A critical habitat designation would not prohibit construction or other activities. But it would require the wildlife service to review federal activities or decisions that could affect the manatees’ habitat, such as permitting development, oil drilling, boating or shipping.
Katie Tripp, science and conservation director of the Save the Manatee Club, said that there may be ways the Navy could alter operations to protect manatees without any impact on operations or training.
“In the past, manatees have not kept the Navy from doing what they need to do,” she said. “In this state, endangered species and the military have coexisted.”

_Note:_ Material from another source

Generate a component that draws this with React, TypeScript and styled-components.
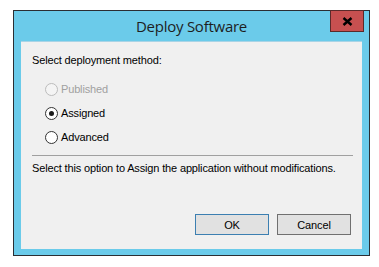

The petition calls for the protection of dozens of natural springs, seagrass beds, travel corridors and coastlines throughout manatee habitat.
Rules to protect manatees have irritated boaters and the marine construction industry for years, and the proposal could face a fight if it moves forward.
Chuck Underwood, spokesman for the Fish and Wildlife Service, said that any increase in critical habitat would almost certainly be a fraction of the habitat proposed by the wildlife groups.
He downplayed the significance of expanding the species’ critical habitat, saying any changes would simply reinforce protections already in place. Of the Navy’s comments, he said, “We understand they have concerns, and they’re legitimate concerns.”